Kaldı ki, milliyetçi paylaşım yapmak suç değildir. 80’li yılların çok daha ceberut devleti dahi “milliyetçilik”i suç olarak tanımlayamayıp çete gibi gülünç iddialar üzerinden ceza vermişken, her ne kadar memnun olmasa da demokrasisi ve kurumları kökleşmiş bir ülkenin kurallarına uymak zorunda kalan R. Tayyip Erdoğan öyle istese dahi, milliyetçilik suç olarak sayılamaz.

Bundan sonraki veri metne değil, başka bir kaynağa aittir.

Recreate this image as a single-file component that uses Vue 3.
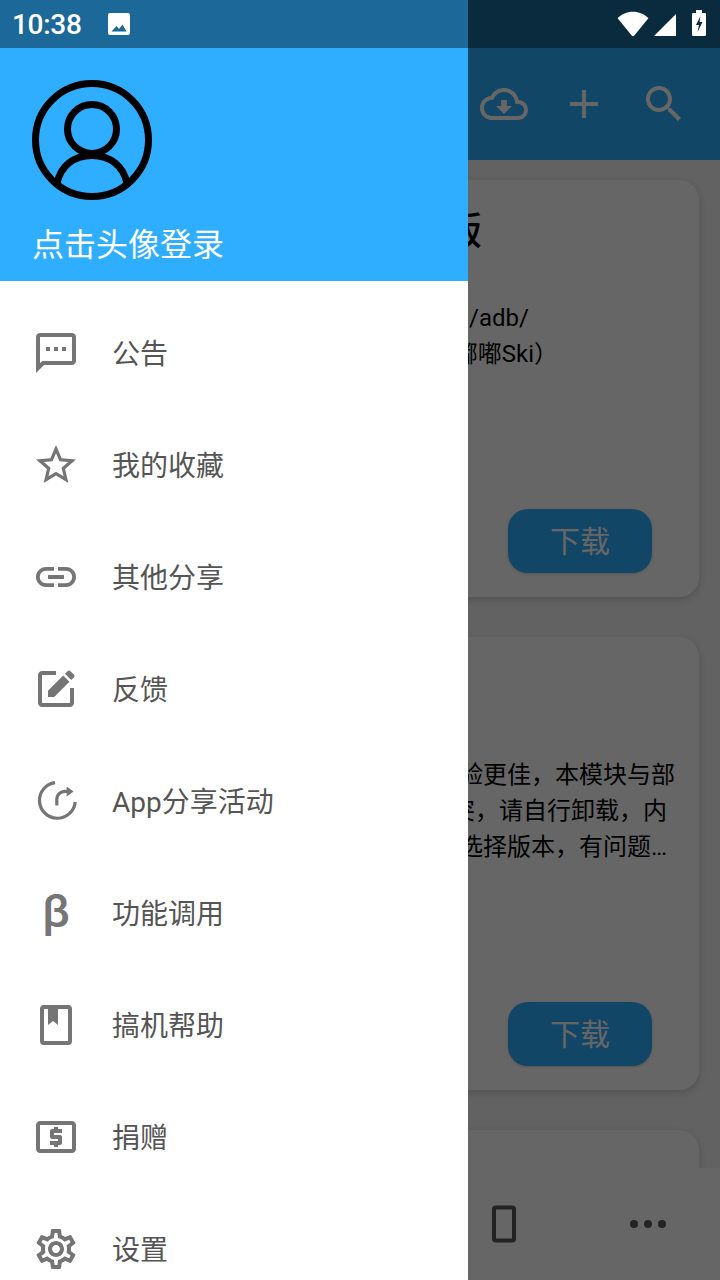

Dikkat çekmek istediğim asıl nokta şudur ki: Milliyetçiliği suç olarak sunup, sonra hukuki ve medeni tepkileri evvela milliyetçilik, sonra otomatik olarak “suç” olarak lanse etmeye çalışıyorlar.

Dünya haberlerinde her gün bir sürü dramatik mülteci haberleri görüyoruz: Yakın tarihte en dikkat çeken haber Endonezyalı üniversite öğrencilerinin Rohingyalı mültecilerin barınaklarını basarak sınır dışı edilmeleri çağrısında bulunmalarıydı. Avrupa’da her gün aşırı sağın yükselişini ve yabancı göçmenlerden rahatsız insanların paylaşımlarını konuşuyoruz. ABD’de bir önceki başkanın en bilinen vaatlerinden biri, göçmenleri engelleyecek dev bir duvar yapma vaadiydi.

Dünyanın en çok mülteci barındıran ülkesiyiz. Buna rağmen toplumsal tepkinin de en az olduğu ülkeyiz. Bu benim anlamakta zorlandığım bir yönetim başarısıdır. Burada tepki derken mültecilere karşı olmayı kastetmiyorum. Örneğin ülkemizden kaçak olarak Avrupa'ya geçmek için hayatlarından olan insanların ölümlerini önlemek için hiç bir STK'nın tepkisini görmedik.

Akdeniz göçmen ölümlerinin merkezi oldu, mültecilerin sömürülmesini, çocuk işçileri, kadın sömürülerini gündeme taşıyanı görmedik. Sosyal medyada başlayan milliyetçi tepkileri kaynağında kurutma siyaseti bugün sömürülen sigortasız çalıştırılan mültecilerin varlığına göz yumma siyaseti gelecekte büyük sorunlara yol açacaktır. Kendi devletine küsmüş insanlarla, sığındıkları ülkeye düşman olmuş insanlar üretmenin ülkemize büyük zararları dokunacaktır.

Tutukladığınız gençlere teşekkür borçluyuz. Milliyetçi tepkilere ceza vermeyi bırakın, görmezden gelmek bile Türk milletine karşı suçtur. Milliyetçi uyarılar ışığında göç ve göçmen politikaları tekrar gözden geçirilmelidir.